The system works very stably and, after the fix for a very exotic problem with hashes equal to MIN_VALUE, didn’t crash once.
The future
I enjoy speculating about the future, because you can say what you want, and you don’t have to produce any figures.
So, here are some options for improving the world:
1. First, as I have already said, rewrite the solution in a language better suited to such things as the fast and monotonous processing of data, where the garbage collector won’t bother everyone or itself.
2. Secondly, it would be great to teach CubeDB to interact with similar entities and to grow into a whole cluster.
3. Thirdly, since everything is so fast and in the memory, it makes sense to move some of the clever algorithms closer to the data. For example, something along the lines of Anomaly Detection, like they did with Gorilla on Facebook.
Since I’ve clearly got more ideas than time, we open-sourced our solution. And since you have read this far, I assume you are interested. Come and have a look. Play around with it. Use it. I think the idea is very simple, but appealing, and there is much more that can be improved. Go for it!
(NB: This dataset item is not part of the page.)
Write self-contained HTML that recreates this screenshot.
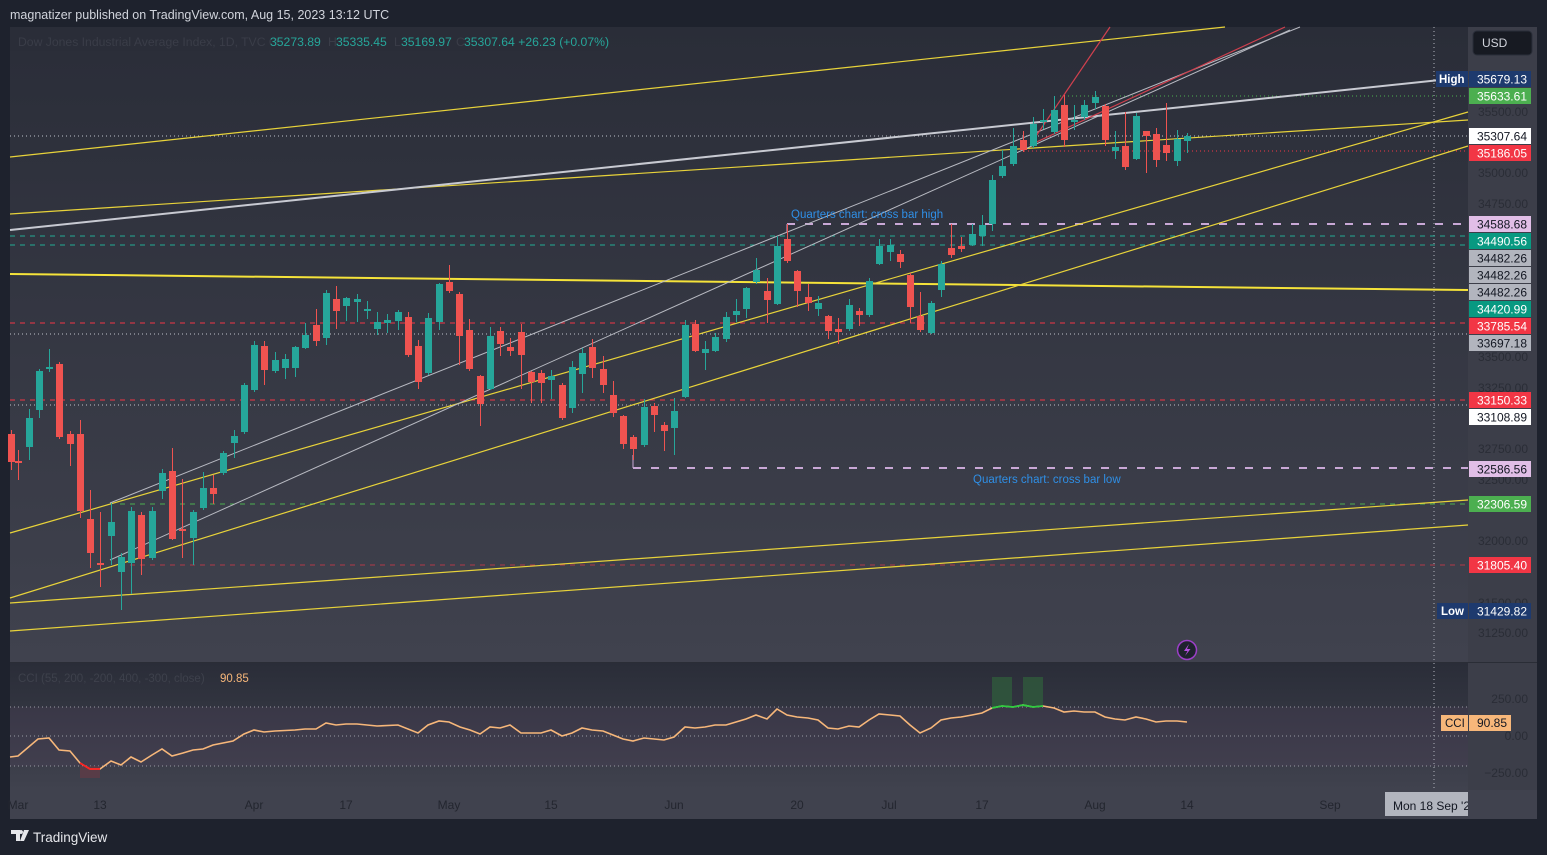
<!DOCTYPE html>
<html><head><meta charset="utf-8"><style>
html,body{margin:0;padding:0;background:#1e222d;width:1547px;height:855px;overflow:hidden;font-family:"Liberation Sans",sans-serif}
svg{display:block}
</style></head><body>
<svg id="s" width="1547" height="855" xmlns="http://www.w3.org/2000/svg" font-family="Liberation Sans, sans-serif">
<defs>
<linearGradient id="gm" x1="0" y1="0" x2="0" y2="1"><stop offset="0" stop-color="#2a2d38"/><stop offset="1" stop-color="#40424e"/></linearGradient>
<linearGradient id="gc" x1="0" y1="0" x2="0" y2="1"><stop offset="0" stop-color="#2a2d38"/><stop offset="1" stop-color="#40424e"/></linearGradient>
<clipPath id="tc"><rect x="1385" y="790" width="83" height="28"/></clipPath>
</defs>
<rect width="1547" height="855" fill="#1e222d"/>
<text x="10" y="19" font-size="12.5" fill="#d1d4dc">magnatizer published on TradingView.com, Aug 15, 2023 13:12 UTC</text>
<rect x="10" y="27" width="1527" height="792" fill="#3a3c47"/>
<rect x="10" y="27" width="1458" height="636" fill="url(#gm)"/>
<rect x="10" y="663" width="1458" height="127" fill="url(#gc)"/>
<rect x="10" y="707" width="1458" height="59" fill="#4a3f55" opacity="0.35"/>
<rect x="10" y="790" width="1527" height="29" fill="#40424e"/>
<rect x="1468" y="27" width="69" height="763" fill="#3c3e49"/>
<line x1="10" y1="662.5" x2="1537" y2="662.5" stroke="#2a2d36" stroke-width="1"/>
<g id="lines"></g>
<g id="cndl"></g>
<g id="cci"></g>
<g id="lbl"></g>
</svg>
<script>
var S=document.getElementById('s');
function ns(t,a,txt){var e=document.createElementNS('http://www.w3.org/2000/svg',t);for(var k in a)e.setAttribute(k,a[k]);if(txt!==undefined)e.textContent=txt;return e;}
function add(g,t,a,txt){document.getElementById(g).appendChild(ns(t,a,txt));}
var L='lines';
function ln(x1,y1,x2,y2,c,w,d){var a={x1:x1,y1:y1,x2:x2,y2:y2,stroke:c,'stroke-width':w||1};if(d)a['stroke-dasharray']=d;add(L,'line',a);}
ln(1434,27,1434,790,'#b2b5be',1,'1 3');
ln(1060,96,1468,96,'#4caf50',1,'1 3');
ln(10,136,1468,136,'#c0c3cc',1,'1 3');
ln(1020,151,1468,151,'#f23645',1,'1 3');
ln(787,224,1468,224,'#c9a8d6',2,'8 10');
ln(10,236,1468,236,'#22ab94',1,'5 5');
ln(10,245,1468,245,'#22ab94',1,'5 5');
ln(10,323,1468,323,'#f23645',1,'5 5');
ln(10,334,1468,334,'#c0c3cc',1,'1 3');
ln(10,400,1468,400,'#f23645',1,'5 5');
ln(10,405,1468,405,'#c0c3cc',1,'1 3');
ln(633,468,1468,468,'#c9a8d6',2,'8 10');
ln(633,468,633,455,'#c9a8d6',1);
ln(787,224,787,232,'#c9a8d6',1);
ln(120,504,1468,504,'#4caf50',1,'5 5');
ln(130,565,1468,565,'#b23a48',1,'5 5');
ln(10,157,1225,27,'#e8d33a',1.2);
ln(10,214,1468,120,'#e8d33a',1.2);
ln(10,230,1440,80,'#c8cad2',2);
ln(1440,80,1468,78,'#c8cad2',2);
ln(10,274,1468,290,'#f5e33a',2);
ln(10,533,1468,112,'#e8d33a',1.2);
ln(10,598,1468,146,'#e8d33a',1.2);
ln(110,503,1300,27,'#b8bac2',1);
ln(110,560,1290,30,'#b8bac2',1);
ln(1030,145,1285,27,'#d0404e',1.2);
ln(1030,145,1110,27,'#d0404e',1.2);
ln(10,603,1468,500,'#e8d33a',1.2);
ln(10,631,1468,525,'#e8d33a',1.2);
ln(10,707,1468,707,'#9a9ca5',1,'1 3');
ln(10,736,1468,736,'#9a9ca5',1,'1 3');
ln(10,766,1468,766,'#9a9ca5',1,'1 3');
add(L,'text',{x:791,y:218,'font-size':11.5,fill:'#2f8fe6'},'Quarters chart: cross bar high');
add(L,'text',{x:973,y:483,'font-size':11.5,fill:'#2f8fe6'},'Quarters chart: cross bar low');
var C=[[11,434,462,430,470],[18,461,462,450,480],[29,447,418,409,460],[39,410,371,369,418],[49,368,367,349,372],[59,364,437,362,439],[70,434,444,431,466],[80,434,511,420,518],[90,519,553,490,568],[100,563,564,512,587],[111,536,522,503,565],[121,572,557,553,610],[131,563,511,507,594],[141,515,559,512,575],[152,558,511,507,560],[162,491,473,469,499],[172,471,539,448,540],[182,529,530,479,558],[193,538,512,510,565],[203,508,488,472,510],[213,488,494,475,504],[223,473,453,451,475],[234,443,436,430,458],[244,432,385,383,434],[254,390,345,341,392],[264,346,370,341,385],[275,371,360,352,373],[285,368,359,354,379],[295,368,347,346,377],[305,348,335,323,349],[316,325,341,309,346],[326,338,293,290,345],[336,299,311,286,329],[346,306,298,297,321],[357,302,299,294,322],[367,311,309,301,319],[377,329,322,312,335],[387,323,320,314,333],[398,321,312,310,330],[408,317,355,312,357],[418,346,382,340,389],[428,373,318,313,375],[439,322,284,283,330],[449,282,291,265,293],[459,294,336,292,365],[469,330,369,319,371],[480,376,404,375,426],[490,389,336,327,390],[500,331,344,327,356],[510,347,351,338,356],[521,332,355,324,389],[531,372,382,371,403],[541,373,383,370,403],[551,380,376,370,399],[562,385,418,383,420],[572,408,367,361,413],[582,374,353,348,393],[592,347,368,339,378],[603,369,385,356,393],[613,395,413,381,417],[623,416,444,415,449],[633,437,449,435,460],[644,445,407,399,447],[654,406,415,403,432],[664,425,431,422,451],[674,428,411,398,455],[685,397,325,320,398],[695,324,351,320,352],[705,353,349,341,370],[715,351,337,333,352],[726,339,317,312,342],[736,315,311,299,322],[746,309,288,287,318],[756,282,270,258,284],[767,291,300,278,323],[777,304,246,236,305],[787,239,261,224,263],[797,271,291,270,307],[808,297,303,284,311],[818,309,303,296,316],[828,316,331,315,339],[838,329,332,318,344],[849,329,305,299,331],[859,311,315,308,326],[869,315,281,278,317],[879,264,246,239,265],[890,252,245,239,261],[900,254,262,250,268],[910,275,307,273,323],[920,316,330,292,332],[931,333,303,301,334],[941,290,264,261,297],[951,248,255,224,258],[961,246,249,237,252],[972,245,234,224,246],[982,236,225,215,246],[992,224,180,175,231],[1002,176,166,150,178],[1013,164,146,128,166],[1023,140,150,131,152],[1033,146,124,117,148],[1043,122,120,109,129],[1054,132,110,96,134],[1064,105,140,95,147],[1074,122,120,105,130],[1084,117,105,100,120],[1095,103,97,91,109],[1105,106,140,104,146],[1115,151,147,131,159],[1125,146,167,112,170],[1136,159,116,113,160],[1146,131,136,131,173],[1156,134,160,128,167],[1166,145,153,103,161],[1177,161,139,130,166],[1187,141,136,133,153]];
C.forEach(function(c){var x=c[0],o=c[1],cl=c[2],h=c[3],l=c[4];var col=cl>o?'#ef5350':'#26a69a';
add('cndl','line',{x1:x+0.5,y1:h,x2:x+0.5,y2:l,stroke:col,'stroke-width':1});
var t=Math.min(o,cl),b=Math.max(o,cl);if(b-t<2)b=t+2;
add('cndl','rect',{x:x-3,y:t,width:7,height:b-t,fill:col});});
var P=[[10,757],[18,756],[38,739],[49,738],[59,750],[70,751],[80,763],[90,769],[100,769],[111,761],[121,765],[131,757],[141,762],[152,755],[162,749],[172,756],[183,753],[193,750],[203,749],[213,745],[233,741],[244,734],[254,730],[264,732],[275,731],[295,730],[305,729],[316,729],[326,723],[336,725],[346,724],[357,724],[377,726],[398,725],[418,733],[428,725],[439,721],[449,722],[460,727],[470,730],[480,734],[490,727],[500,728],[510,725],[521,733],[531,733],[541,733],[551,730],[562,736],[572,733],[582,728],[592,730],[603,731],[613,735],[623,739],[633,741],[644,738],[654,739],[664,740],[674,737],[685,727],[695,728],[705,727],[715,725],[726,725],[736,722],[746,719],[756,715],[767,719],[777,709],[787,715],[797,717],[808,718],[818,720],[828,728],[838,729],[849,726],[859,727],[869,720],[879,714],[890,715],[900,716],[910,725],[920,733],[931,728],[941,720],[951,718],[961,717],[972,715],[982,713],[992,708],[1002,706],[1013,707],[1023,705],[1033,707],[1043,706],[1054,708],[1064,712],[1074,711],[1084,712],[1095,712],[1105,717],[1115,719],[1125,720],[1136,717],[1146,719],[1156,722],[1166,721],[1177,721],[1187,722]];
add('cci','rect',{x:80,y:766,width:20,height:12,fill:'#6b3a44',opacity:0.6});
add('cci','rect',{x:992,y:677,width:20,height:30,fill:'#2f5a3c',opacity:0.8});
add('cci','rect',{x:1023,y:677,width:20,height:30,fill:'#2f5a3c',opacity:0.8});
add('cci','polyline',{points:P.map(function(p){return p.join(',')}).join(' '),fill:'none',stroke:'#f7b77a','stroke-width':1.6});
add('cci','polyline',{points:'80,763 90,769 100,769',fill:'none',stroke:'#ff2020','stroke-width':1.8});
add('cci','polyline',{points:'992,708 1002,706 1013,707 1023,705 1033,707 1043,706',fill:'none',stroke:'#2ecc40','stroke-width':1.8});
var G='lbl';
function tx(x,y,s,c,sz,anc,w){var a={x:x,y:y,'font-size':sz||11,fill:c};if(anc)a['text-anchor']=anc;if(w)a['font-weight']=w;add(G,'text',a,s);}
add(G,'rect',{x:10,y:31,width:600,height:20,fill:'#2a2d38'});
tx(18,46,'Dow Jones Industrial Average Index, 1D, TVC  O','#3a3d48',12.2);
tx(270,46,'35273.89','#26a69a',12.2);tx(328,46,'H','#3a3d48',12.2);tx(336,46,'35335.45','#26a69a',12.2);
tx(394,46,'L','#3a3d48',12.2);tx(401,46,'35169.97','#26a69a',12.2);tx(456,46,'C','#3a3d48',12.2);tx(464,46,'35307.64  +26.23 (+0.07%)','#26a69a',12.2);
tx(18,682,'CCI (55, 200, -200, 400, -300, close)','#3e414c',11.5);tx(220,682,'90.85','#f7b77a',11.5);
add(G,'rect',{x:1473,y:31,width:59,height:24,rx:4,fill:'#171a22',stroke:'#2a2e39'});
tx(1482,47,'USD','#d1d4dc',12);
[[112,'35500.00'],[173,'35000.00'],[204,'34750.00'],[357,'33500.00'],[388,'33250.00'],[449,'32750.00'],[480,'32500.00'],[541,'32000.00'],[603,'31500.00'],[633,'31250.00'],[699,'250.00'],[736,'0.00'],[773,'\u2212250.00']].forEach(function(v){tx(1528,v[0]+4,v[1],'#2a2d36',12,'end');});
function box(y,s,bg,fg){add(G,'rect',{x:1469,y:y-8,width:62,height:16,fill:bg});tx(1527,y+4.5,s,fg,12,'end');}
box(79,'35679.13','#1e3a6e','#ffffff');add(G,'rect',{x:1436,y:71,width:32,height:16,fill:'#1e3a6e'});tx(1439,83,'High','#fff',11.5,null,'bold');
box(96,'35633.61','#4caf50','#ffffff');
box(136,'35307.64','#ffffff','#131722');
box(153,'35186.05','#f23645','#ffffff');
box(224,'34588.68','#e1bee7','#131722');
box(241,'34490.56','#089981','#ffffff');
box(258,'34482.26','#b2b5be','#131722');
box(275,'34482.26','#b2b5be','#131722');
box(292,'34482.26','#b2b5be','#131722');
box(309,'34420.99','#089981','#ffffff');
box(326,'33785.54','#f23645','#ffffff');
box(343,'33697.18','#b2b5be','#131722');
box(400,'33150.33','#f23645','#ffffff');
box(417,'33108.89','#ffffff','#131722');
box(469,'32586.56','#e1bee7','#131722');
box(504,'32306.59','#4caf50','#ffffff');
box(565,'31805.40','#f23645','#ffffff');
box(611,'31429.82','#1e3a6e','#ffffff');add(G,'rect',{x:1437,y:603,width:31,height:16,fill:'#1e3a6e'});tx(1441,615,'Low','#fff',11.5,null,'bold');
add(G,'rect',{x:1441,y:715,width:27,height:16,fill:'#f7b77a'});tx(1445,727,'CCI','#131722',11.5);
add(G,'rect',{x:1469,y:715,width:42,height:16,fill:'#f7b77a'});tx(1507,727,'90.85','#131722',12,'end');
[[18,'Mar'],[100,'13'],[254,'Apr'],[346,'17'],[449,'May'],[551,'15'],[674,'Jun'],[797,'20'],[889,'Jul'],[982,'17'],[1095,'Aug'],[1187,'14'],[1330,'Sep']].forEach(function(v){tx(v[0],809,v[1],'#23262f',12,'middle');});
add(G,'rect',{x:1385,y:792,width:83,height:24,fill:'#b2b5be'});
add(G,'text',{x:1393,y:810,'font-size':12,fill:'#131722','clip-path':'url(#tc)'},"Mon 18 Sep '23");
add(G,'circle',{cx:1187,cy:650,r:9.5,fill:'#1e222d',stroke:'#9c3fc8','stroke-width':1.5});
add(G,'path',{d:'M1189 644 L1184 651 L1187.5 651 L1185 656 L1190.5 649 L1187 649 Z',fill:'#b44fe0'});
add(G,'path',{d:'M11 830 h9 v11 h-4 v-7 h-5 z M21 834 a2 2 0 1 1 0.01 0 z M24 830 h5 l-5 11 h-4 z',fill:'#e6e7eb'});
tx(33,842,'TradingView','#e6e7eb',13.5);
</script>
</body></html>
P.S. Data without visualisation is like a night club without music, so at the same time we released a set of front-end components for working with API CubeDB, and also put together a simple page to demonstrate the possibilities. I would, however, like to warn you that the demo toils on a single-core machine and it is difficult to assess the actual processing speed this way: on our internal system on real hardware and 48 processors there is a marked difference in speed.